Bak nerede olursa olsun “mübareze” lafzı pencere gibi meydan-ı harbi, içinde harp olarak sana gösterir. Evet, çok böyle kelimeler vardır. Hayalin sinematografisi denilse caizdir.

Tenbih:

Üslup meratibi pek mütefavittir. Bazen o kadar latîf ve rakiktir ki nesîm-i seherden daha âheste eser. Bazen o kadar gizli oluyor ki bu zamanın harbinin diplomatlarının desais-i harbiyelerinden daha mestûrdur. Bir diplomatın kuvve-i şâmmesi lâzımdır tâ istişmam edebilsin.

Ezcümle: يٰسٓ Suresi’nde مَنْ يُحْيِى الْعِظَامَ وَهِىَ رَمٖيمٌ şive-i ifadeden, Zemahşerî مَنْ يَبْرُزُ اِلَى الْمَيْدَانِ üslubunu istişmam etmiştir. Evet insan, isyanla Hâlık’ın emrine karşı manen müdafaa ve mübareze eder.

Dördüncü Mesele

Kelâmın kuvvet ve kudreti ise kelâmın kuyudatı birbirine cevap vermek ve keyfiyatı birbirine muavenet etmekle umumen (karınca kaderince) asıl garaza işaret ve her biri parmağını maksat üzerine bırakmak ile

عِبَارَاتُنَا شَتّٰى وَحُسْنُكَ وَاحِدٌ

وَكُلٌّ اِلٰى ذَاكَ الْجَمَالِ يُشٖيرُ

düsturuna timsal olmaktır. Demek kuyudat zenav gibi veyahut dereler gibi, maksat ise ortalarından istimdad edici bir havuz gibi olmak gerektir.
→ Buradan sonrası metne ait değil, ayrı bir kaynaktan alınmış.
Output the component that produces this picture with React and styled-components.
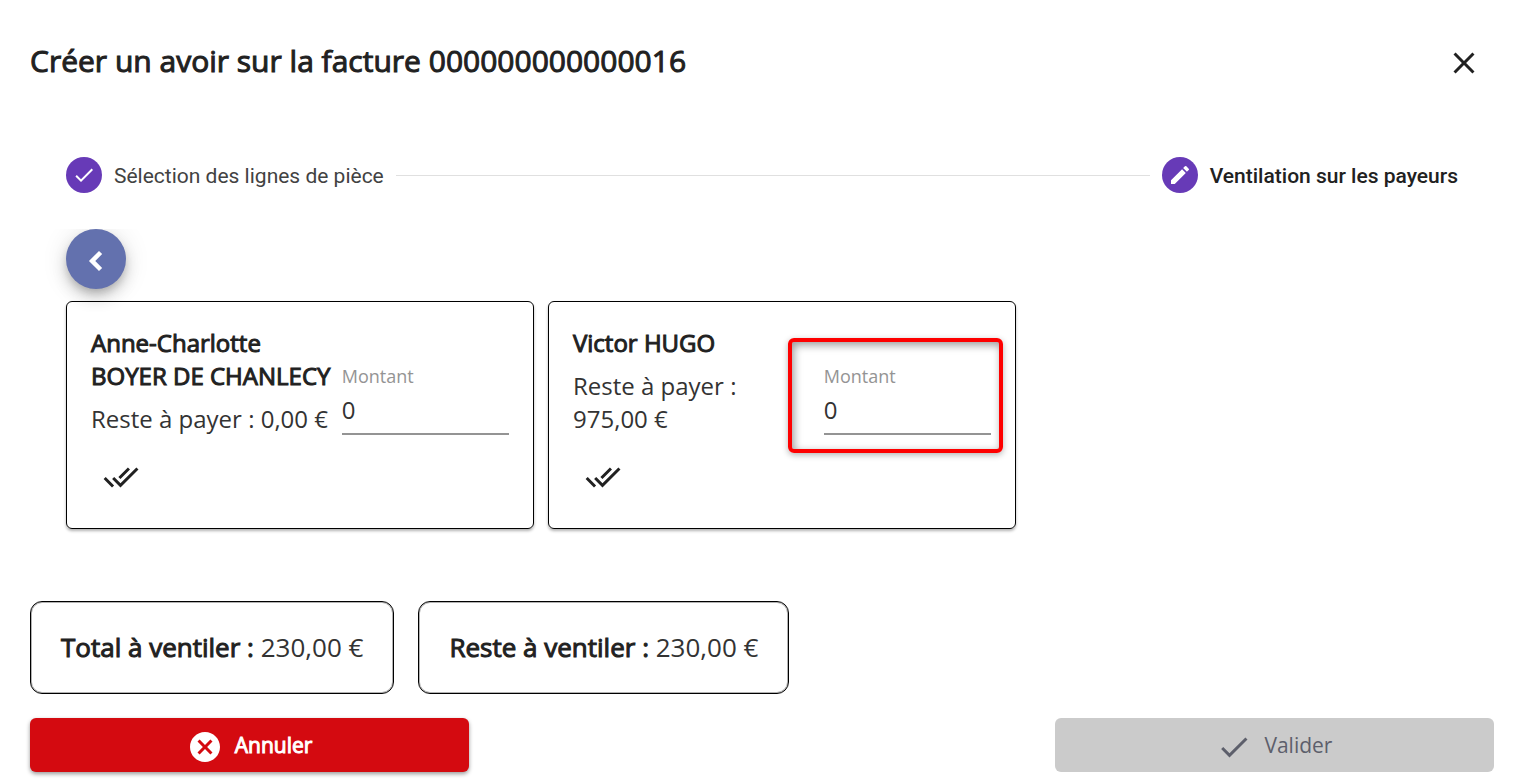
import React, { useState } from 'react';
import styled, { createGlobalStyle } from 'styled-components';
import { MdCancel, MdCheck, MdChevronLeft, MdClose, MdDoneAll, MdEdit } from 'react-icons/md';

const GlobalStyle = createGlobalStyle`
  *, *::before, *::after {
    box-sizing: border-box;
  }

  body {
    margin: 0;
    background: #fff;
    color: #212121;
    font-family: 'Open Sans', 'Noto Sans', sans-serif;
    font-size: 24px;
    font-weight: 400;
    line-height: 33px;
  }

  button,
  input {
    font-family: inherit;
    color: inherit;
  }

  svg {
    display: block;
    flex-shrink: 0;
  }
`;

const Dialog = styled.main`
  padding: 33px 23px 10px 30px;
`;

const DialogHeader = styled.header`
  display: flex;
  align-items: center;
  justify-content: space-between;
  height: 60px;
`;

const Title = styled.h1`
  margin: 0;
  padding-bottom: 4px;
  font-size: 30px;
  font-weight: 400;
  line-height: 42px;
  -webkit-text-stroke: 1px currentColor;
`;

const IconButton = styled.button`
  display: flex;
  align-items: center;
  justify-content: center;
  width: 60px;
  height: 60px;
  padding: 0;
  border: 0;
  border-radius: 50%;
  background: transparent;
  font-size: 36px;
  cursor: pointer;
`;

const Stepper = styled.ol`
  display: flex;
  align-items: center;
  gap: 12px;
  margin: 64px 0 0;
  padding: 0 36px;
  list-style: none;
  font-family: Roboto, sans-serif;
`;

const Step = styled.li`
  display: flex;
  align-items: center;
  gap: 12px;
  height: 36px;
  color: ${({ $active }) => ($active ? '#212121' : '#424242')};
  font-size: 21px;
  font-weight: ${({ $active }) => ($active ? 500 : 400)};
`;

const StepIcon = styled.span`
  display: flex;
  align-items: center;
  justify-content: center;
  width: 36px;
  height: 36px;
  border-radius: 50%;
  background: #673ab7;
  color: #fff;
  font-size: 24px;
`;

const StepLabel = styled.span`
  padding-top: 2px;
  line-height: 24px;
`;

const StepLine = styled.li`
  flex: 1;
  border-top: 1px solid #e0e0e0;
`;

const StepContent = styled.section`
  margin-top: 36px;
  padding: 0 0 36px 36px;
  overflow: hidden;
`;

const BackButton = styled(IconButton)`
  padding-top: 4px;
  background: #6371ae;
  color: #fff;
  box-shadow: 0 5px 8px -2px rgba(0, 0, 0, 0.2), 0 9px 15px rgba(0, 0, 0, 0.14),
    0 2px 27px rgba(0, 0, 0, 0.12);

  path:last-child {
    stroke: currentColor;
    stroke-width: 1px;
  }
`;

const PayerList = styled.div`
  display: flex;
  gap: 14px;
  margin-top: 12px;
`;

const Card = styled.article`
  flex: 0 1 468px;
  padding: 24px 24px 21px;
  border: 1px solid #000;
  border-radius: 6px;
  box-shadow: 0 2px 3px rgba(0, 0, 0, 0.3);
`;

const CardRow = styled.div`
  display: flex;
  align-items: flex-end;
`;

const PayerInfo = styled.div`
  flex: 0 0 60%;
  align-self: flex-start;
`;

const PayerName = styled.h2`
  margin: 0 0 10px;
  font-size: 24px;
  font-weight: 400;
  line-height: 33px;
  -webkit-text-stroke: 1px currentColor;
`;

const Remaining = styled.p`
  margin: 0;
  color: #333;
`;

const Field = styled.div`
  position: relative;
  flex: 1;
  min-width: 0;
  display: flex;
  flex-direction: column;
`;

const FieldLabel = styled.label`
  font-size: 18px;
  line-height: 24px;
  color: #949494;
`;

const FieldInput = styled.input`
  width: 100%;
  height: 47px;
  padding: 0 0 2px;
  border: 0;
  border-bottom: 2px solid #949494;
  border-radius: 0;
  background: transparent;
  color: #333;
  font-size: 24px;
  outline: none;
`;

const Highlight = styled.span`
  position: absolute;
  top: -26px;
  right: -12px;
  bottom: -18px;
  left: -36px;
  border: 4px solid #fe0000;
  border-radius: 6px;
  box-shadow: 0 2px 6px rgba(0, 0, 0, 0.3), inset 2px 3px 9px rgba(0, 0, 0, 0.4);
  pointer-events: none;
`;

const CardActions = styled.div`
  margin-top: 12px;
`;

const Totals = styled.div`
  display: flex;
  gap: 24px;
  margin-top: 36px;
`;

const TotalBox = styled.p`
  margin: 0;
  padding: 27px 30px;
  border: 1px solid #000;
  border-radius: 12px;
  box-shadow: inset 0 0 0 1px rgba(0, 0, 0, 0.3);
  color: #333;
  font-size: 26px;
  line-height: 37px;

  strong {
    color: #212121;
    font-weight: 400;
    -webkit-text-stroke: 1px currentColor;
  }
`;

const Footer = styled.footer`
  display: flex;
  justify-content: space-between;
  margin-top: 24px;
`;

const ActionButton = styled.button`
  display: flex;
  align-items: center;
  justify-content: center;
  gap: 12px;
  width: 30%;
  height: 54px;
  padding: 0;
  border: 0;
  border-radius: 6px;
  background: #d40a10;
  color: #fff;
  font-size: 21px;
  font-weight: 400;
  -webkit-text-stroke: 1px currentColor;
  box-shadow: 0 2px 4px rgba(0, 0, 0, 0.4);
  cursor: pointer;

  svg {
    font-size: 36px;
    margin-top: 4px;
  }

  &:disabled {
    background: #cbcbcb;
    color: #5d5f6b;
    -webkit-text-stroke: 0;
    box-shadow: none;
    cursor: default;
  }
`;

const payers = [
  { id: 1, firstName: 'Anne-Charlotte', lastName: 'BOYER\u00a0DE\u00a0CHANLECY', remaining: '0,00\u00a0€' },
  { id: 2, firstName: 'Victor', lastName: 'HUGO', remaining: '975,00\u00a0€', highlighted: true },
];

const PayerCard = ({ payer }) => {
  const [amount, setAmount] = useState('0');
  const inputId = `montant-${payer.id}`;

  return (
    <Card>
      <CardRow>
        <PayerInfo>
          <PayerName>
            {payer.firstName} {payer.lastName}
          </PayerName>
          <Remaining>Reste à payer : {payer.remaining}</Remaining>
        </PayerInfo>
        <Field>
          <FieldLabel htmlFor={inputId}>Montant</FieldLabel>
          <FieldInput id={inputId} value={amount} onChange={(e) => setAmount(e.target.value)} />
          {payer.highlighted && <Highlight />}
        </Field>
      </CardRow>
      <CardActions>
        <IconButton type="button" aria-label="Tout ventiler">
          <MdDoneAll />
        </IconButton>
      </CardActions>
    </Card>
  );
};

const App = () => {
  return (
    <>
      <GlobalStyle />
      <Dialog>
        <DialogHeader>
          <Title>Créer un avoir sur la facture 000000000000016</Title>
          <IconButton type="button" aria-label="Fermer">
            <MdClose />
          </IconButton>
        </DialogHeader>

        <Stepper>
          <Step>
            <StepIcon>
              <MdCheck />
            </StepIcon>
            <StepLabel>Sélection des lignes de pièce</StepLabel>
          </Step>
          <StepLine role="presentation" />
          <Step $active>
            <StepIcon>
              <MdEdit />
            </StepIcon>
            <StepLabel>Ventilation sur les payeurs</StepLabel>
          </Step>
        </Stepper>

        <StepContent>
          <BackButton type="button" aria-label="Retour">
            <MdChevronLeft />
          </BackButton>
          <PayerList>
            {payers.map((payer) => (
              <PayerCard key={payer.id} payer={payer} />
            ))}
          </PayerList>
        </StepContent>

        <Totals>
          <TotalBox>
            <strong>Total à ventiler :</strong> 230,00 €
          </TotalBox>
          <TotalBox>
            <strong>Reste à ventiler :</strong> 230,00 €
          </TotalBox>
        </Totals>

        <Footer>
          <ActionButton type="button">
            <MdCancel />
            Annuler
          </ActionButton>
          <ActionButton type="button" disabled>
            <MdCheck />
            Valider
          </ActionButton>
        </Footer>
      </Dialog>
    </>
  );
};

export default App;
Elhasıl: Zihnin şebekesi üstünde tersim olunan ve nazar-ı akıl ile alınan suret-i garaz, müşevveş olmamak için tecavüb ve teavün ve istimdad lâzımdır.

İşaret:

Bu noktadan intizam neş’et etmekle tenasüp tevellüd edip hüsün ve cemal parlar. Eğer istersen Rabb-i İzzet’in kelâmına teemmül et.